● **Raw records**

* * * *

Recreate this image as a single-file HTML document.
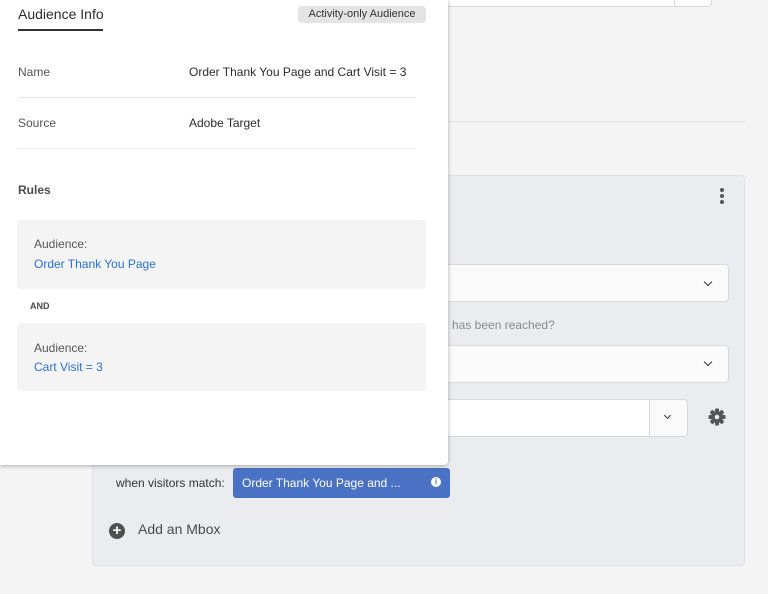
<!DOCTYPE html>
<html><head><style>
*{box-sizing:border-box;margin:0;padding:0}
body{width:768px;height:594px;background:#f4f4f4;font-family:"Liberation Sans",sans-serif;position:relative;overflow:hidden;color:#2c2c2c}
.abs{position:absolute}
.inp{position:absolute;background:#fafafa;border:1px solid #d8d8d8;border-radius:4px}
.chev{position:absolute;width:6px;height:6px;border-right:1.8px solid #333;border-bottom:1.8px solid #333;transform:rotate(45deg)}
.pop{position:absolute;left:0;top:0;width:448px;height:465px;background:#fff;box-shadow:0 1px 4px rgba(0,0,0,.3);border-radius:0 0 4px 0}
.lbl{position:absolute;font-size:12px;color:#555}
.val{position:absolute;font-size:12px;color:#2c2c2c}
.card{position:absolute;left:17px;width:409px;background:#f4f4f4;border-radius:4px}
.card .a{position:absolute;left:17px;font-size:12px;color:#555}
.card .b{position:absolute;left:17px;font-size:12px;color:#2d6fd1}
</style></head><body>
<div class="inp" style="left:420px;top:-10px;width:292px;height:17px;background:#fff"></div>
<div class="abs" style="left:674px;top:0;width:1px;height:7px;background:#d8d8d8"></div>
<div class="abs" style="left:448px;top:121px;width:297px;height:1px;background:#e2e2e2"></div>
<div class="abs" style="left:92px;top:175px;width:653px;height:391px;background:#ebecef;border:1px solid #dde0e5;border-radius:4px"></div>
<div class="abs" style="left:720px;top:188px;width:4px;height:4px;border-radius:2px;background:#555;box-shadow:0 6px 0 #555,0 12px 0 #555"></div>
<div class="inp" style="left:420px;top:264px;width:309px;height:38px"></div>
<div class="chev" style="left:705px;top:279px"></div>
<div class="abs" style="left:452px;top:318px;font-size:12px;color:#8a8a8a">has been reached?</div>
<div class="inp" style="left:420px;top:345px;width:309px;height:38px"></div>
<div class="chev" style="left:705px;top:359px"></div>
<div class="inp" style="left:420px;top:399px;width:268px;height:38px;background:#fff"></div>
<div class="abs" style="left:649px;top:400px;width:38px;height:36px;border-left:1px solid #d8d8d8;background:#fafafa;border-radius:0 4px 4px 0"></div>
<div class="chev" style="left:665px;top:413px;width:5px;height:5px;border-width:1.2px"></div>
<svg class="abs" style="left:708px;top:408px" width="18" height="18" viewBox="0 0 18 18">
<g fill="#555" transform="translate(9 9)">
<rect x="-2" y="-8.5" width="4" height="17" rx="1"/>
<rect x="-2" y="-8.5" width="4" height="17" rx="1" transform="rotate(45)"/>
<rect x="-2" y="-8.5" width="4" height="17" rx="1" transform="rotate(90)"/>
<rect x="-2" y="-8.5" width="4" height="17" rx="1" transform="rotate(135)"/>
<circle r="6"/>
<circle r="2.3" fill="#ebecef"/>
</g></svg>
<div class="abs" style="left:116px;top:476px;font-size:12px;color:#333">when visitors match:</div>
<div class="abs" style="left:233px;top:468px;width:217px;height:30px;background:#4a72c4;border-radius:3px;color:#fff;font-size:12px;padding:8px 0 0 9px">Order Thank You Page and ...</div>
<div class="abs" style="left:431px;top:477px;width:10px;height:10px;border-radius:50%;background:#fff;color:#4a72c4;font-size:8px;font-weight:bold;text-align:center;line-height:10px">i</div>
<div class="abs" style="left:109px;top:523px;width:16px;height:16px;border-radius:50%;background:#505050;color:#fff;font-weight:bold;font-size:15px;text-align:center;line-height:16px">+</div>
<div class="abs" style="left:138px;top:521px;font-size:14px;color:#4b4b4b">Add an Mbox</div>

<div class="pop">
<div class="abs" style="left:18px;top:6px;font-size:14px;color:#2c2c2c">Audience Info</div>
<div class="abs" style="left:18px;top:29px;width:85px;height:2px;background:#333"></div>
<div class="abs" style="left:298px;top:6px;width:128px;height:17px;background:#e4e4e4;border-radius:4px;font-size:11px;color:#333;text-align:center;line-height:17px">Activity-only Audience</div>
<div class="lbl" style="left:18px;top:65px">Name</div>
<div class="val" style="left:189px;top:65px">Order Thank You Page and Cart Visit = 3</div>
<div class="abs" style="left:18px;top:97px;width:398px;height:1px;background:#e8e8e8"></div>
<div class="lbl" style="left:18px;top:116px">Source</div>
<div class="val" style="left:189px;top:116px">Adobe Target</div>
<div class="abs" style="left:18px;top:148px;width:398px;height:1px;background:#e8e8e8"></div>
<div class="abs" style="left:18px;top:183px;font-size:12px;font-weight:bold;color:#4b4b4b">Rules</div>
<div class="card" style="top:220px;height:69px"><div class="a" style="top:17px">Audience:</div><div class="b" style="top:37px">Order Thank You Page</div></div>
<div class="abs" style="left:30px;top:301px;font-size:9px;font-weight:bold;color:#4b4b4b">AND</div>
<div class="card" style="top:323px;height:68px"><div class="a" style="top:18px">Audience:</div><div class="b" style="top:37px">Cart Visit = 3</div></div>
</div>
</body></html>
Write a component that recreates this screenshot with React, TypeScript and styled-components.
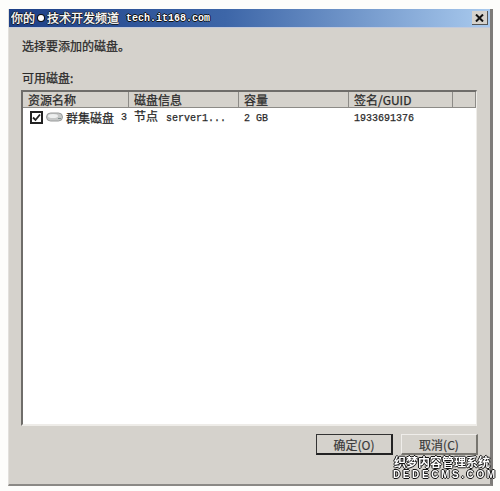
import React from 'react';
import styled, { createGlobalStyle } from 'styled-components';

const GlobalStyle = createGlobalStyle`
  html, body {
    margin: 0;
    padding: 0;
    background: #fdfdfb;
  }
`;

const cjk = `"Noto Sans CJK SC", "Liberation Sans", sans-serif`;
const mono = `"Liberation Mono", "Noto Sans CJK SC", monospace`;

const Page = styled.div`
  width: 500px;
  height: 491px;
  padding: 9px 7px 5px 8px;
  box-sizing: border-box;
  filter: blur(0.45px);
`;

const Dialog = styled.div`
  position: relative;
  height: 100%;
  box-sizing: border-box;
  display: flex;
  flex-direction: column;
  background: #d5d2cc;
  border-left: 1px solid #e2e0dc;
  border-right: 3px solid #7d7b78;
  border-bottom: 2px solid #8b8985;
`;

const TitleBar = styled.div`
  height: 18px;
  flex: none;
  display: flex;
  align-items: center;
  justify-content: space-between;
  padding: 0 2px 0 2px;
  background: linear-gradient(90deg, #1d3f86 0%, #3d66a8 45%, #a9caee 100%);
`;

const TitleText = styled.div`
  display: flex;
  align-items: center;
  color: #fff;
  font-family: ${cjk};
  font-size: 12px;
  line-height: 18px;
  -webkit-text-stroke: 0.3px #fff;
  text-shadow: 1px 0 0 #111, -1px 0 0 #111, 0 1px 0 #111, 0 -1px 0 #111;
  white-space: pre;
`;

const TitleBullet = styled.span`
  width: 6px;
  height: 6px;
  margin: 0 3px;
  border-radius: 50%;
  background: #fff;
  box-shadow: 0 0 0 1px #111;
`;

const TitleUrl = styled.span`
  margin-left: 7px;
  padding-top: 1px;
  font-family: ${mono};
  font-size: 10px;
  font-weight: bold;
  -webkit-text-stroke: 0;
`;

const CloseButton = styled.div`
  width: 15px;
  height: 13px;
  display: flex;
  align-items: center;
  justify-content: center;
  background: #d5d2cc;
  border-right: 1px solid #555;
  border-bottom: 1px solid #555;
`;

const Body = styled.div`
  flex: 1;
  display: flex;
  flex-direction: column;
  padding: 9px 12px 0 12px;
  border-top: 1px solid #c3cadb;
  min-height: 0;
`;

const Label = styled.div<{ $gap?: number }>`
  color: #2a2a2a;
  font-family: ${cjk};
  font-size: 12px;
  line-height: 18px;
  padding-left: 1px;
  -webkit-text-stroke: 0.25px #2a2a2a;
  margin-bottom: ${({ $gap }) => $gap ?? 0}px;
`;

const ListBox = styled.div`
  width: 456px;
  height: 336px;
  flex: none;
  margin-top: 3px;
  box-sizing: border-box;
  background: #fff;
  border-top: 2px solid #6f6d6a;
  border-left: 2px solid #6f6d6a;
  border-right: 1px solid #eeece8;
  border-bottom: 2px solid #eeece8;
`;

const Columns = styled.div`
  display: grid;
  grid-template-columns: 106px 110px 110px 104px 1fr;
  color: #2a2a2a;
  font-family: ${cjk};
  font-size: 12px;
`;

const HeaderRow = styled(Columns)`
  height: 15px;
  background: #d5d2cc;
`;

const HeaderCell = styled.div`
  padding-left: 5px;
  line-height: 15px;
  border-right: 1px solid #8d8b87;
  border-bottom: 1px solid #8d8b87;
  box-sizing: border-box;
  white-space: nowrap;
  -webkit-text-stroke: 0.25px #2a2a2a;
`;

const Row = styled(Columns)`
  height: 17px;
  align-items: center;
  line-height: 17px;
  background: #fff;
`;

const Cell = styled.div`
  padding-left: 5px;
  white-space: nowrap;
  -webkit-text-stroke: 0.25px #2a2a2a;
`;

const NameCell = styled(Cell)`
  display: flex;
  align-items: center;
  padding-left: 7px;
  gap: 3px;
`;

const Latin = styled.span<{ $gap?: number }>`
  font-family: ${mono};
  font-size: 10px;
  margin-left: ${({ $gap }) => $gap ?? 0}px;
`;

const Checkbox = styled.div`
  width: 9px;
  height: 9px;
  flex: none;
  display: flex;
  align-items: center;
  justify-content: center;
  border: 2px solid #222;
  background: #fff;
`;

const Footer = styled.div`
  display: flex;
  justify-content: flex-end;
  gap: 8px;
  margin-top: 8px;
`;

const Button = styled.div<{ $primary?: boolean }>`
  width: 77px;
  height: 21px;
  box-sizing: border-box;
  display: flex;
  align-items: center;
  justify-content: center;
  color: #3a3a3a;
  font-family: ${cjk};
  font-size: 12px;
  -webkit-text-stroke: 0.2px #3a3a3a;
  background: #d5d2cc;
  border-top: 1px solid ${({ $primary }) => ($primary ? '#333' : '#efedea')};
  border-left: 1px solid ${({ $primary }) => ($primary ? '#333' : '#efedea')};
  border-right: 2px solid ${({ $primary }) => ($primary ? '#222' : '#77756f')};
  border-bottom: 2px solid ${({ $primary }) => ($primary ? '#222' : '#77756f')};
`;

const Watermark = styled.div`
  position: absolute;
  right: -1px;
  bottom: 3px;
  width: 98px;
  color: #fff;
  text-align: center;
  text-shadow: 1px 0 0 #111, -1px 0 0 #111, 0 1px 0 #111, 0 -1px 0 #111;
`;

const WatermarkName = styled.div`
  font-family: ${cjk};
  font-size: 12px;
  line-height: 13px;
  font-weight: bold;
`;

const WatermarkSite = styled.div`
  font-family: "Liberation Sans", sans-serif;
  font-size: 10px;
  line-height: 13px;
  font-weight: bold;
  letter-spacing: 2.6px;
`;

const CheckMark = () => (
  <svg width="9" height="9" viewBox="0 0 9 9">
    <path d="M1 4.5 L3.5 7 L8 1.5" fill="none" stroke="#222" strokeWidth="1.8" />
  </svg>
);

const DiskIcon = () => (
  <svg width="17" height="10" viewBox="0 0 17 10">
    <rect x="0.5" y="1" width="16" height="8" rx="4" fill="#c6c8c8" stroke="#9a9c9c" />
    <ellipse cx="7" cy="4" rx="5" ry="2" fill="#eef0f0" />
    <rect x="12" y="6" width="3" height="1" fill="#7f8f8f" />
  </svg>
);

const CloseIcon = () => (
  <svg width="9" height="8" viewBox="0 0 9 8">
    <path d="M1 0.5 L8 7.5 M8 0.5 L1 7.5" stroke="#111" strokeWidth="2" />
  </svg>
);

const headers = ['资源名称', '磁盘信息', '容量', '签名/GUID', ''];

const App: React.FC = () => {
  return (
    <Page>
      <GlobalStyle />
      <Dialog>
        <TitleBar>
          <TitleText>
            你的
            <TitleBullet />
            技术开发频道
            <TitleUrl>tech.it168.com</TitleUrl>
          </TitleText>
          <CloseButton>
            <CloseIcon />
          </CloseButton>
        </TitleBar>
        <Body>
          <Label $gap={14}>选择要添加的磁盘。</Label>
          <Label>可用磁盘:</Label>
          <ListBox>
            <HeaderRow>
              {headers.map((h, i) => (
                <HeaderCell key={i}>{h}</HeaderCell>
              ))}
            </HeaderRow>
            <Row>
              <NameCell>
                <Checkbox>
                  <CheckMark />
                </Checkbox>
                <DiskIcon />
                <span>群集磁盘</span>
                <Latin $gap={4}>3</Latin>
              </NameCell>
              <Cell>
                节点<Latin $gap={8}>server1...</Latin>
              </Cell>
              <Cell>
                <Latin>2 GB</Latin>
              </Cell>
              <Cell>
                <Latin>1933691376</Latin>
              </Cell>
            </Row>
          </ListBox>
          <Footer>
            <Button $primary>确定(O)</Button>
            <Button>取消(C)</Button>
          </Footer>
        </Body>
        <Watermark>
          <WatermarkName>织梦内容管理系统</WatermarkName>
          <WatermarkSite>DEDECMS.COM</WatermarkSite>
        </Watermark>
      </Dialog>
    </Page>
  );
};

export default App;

* * * *

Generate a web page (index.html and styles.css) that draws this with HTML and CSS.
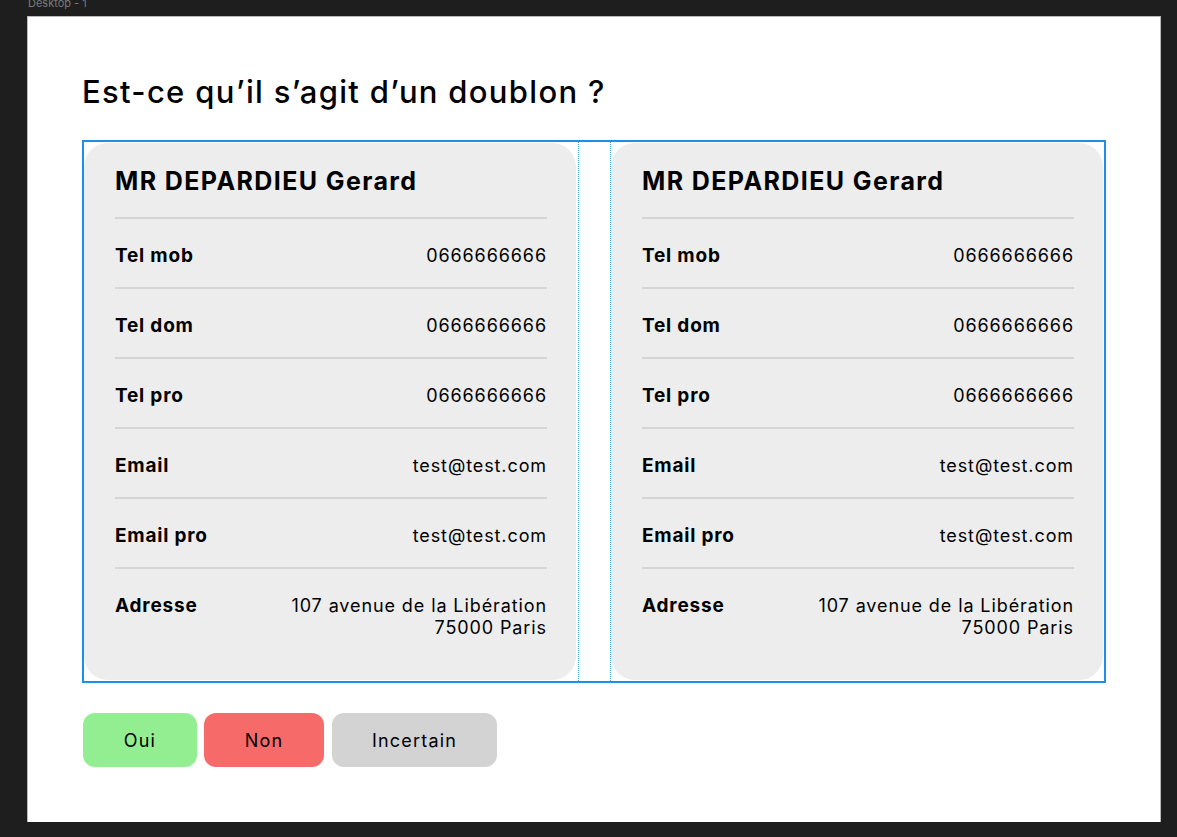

* * * *

Filter out all lines lacking the word "that" and copy the rest.

● **Task answer**
Write a component that recreates this screenshot with React, TypeScript and styled-components.
Generate a web page (index.html and styles.css) that draws this with HTML and CSS.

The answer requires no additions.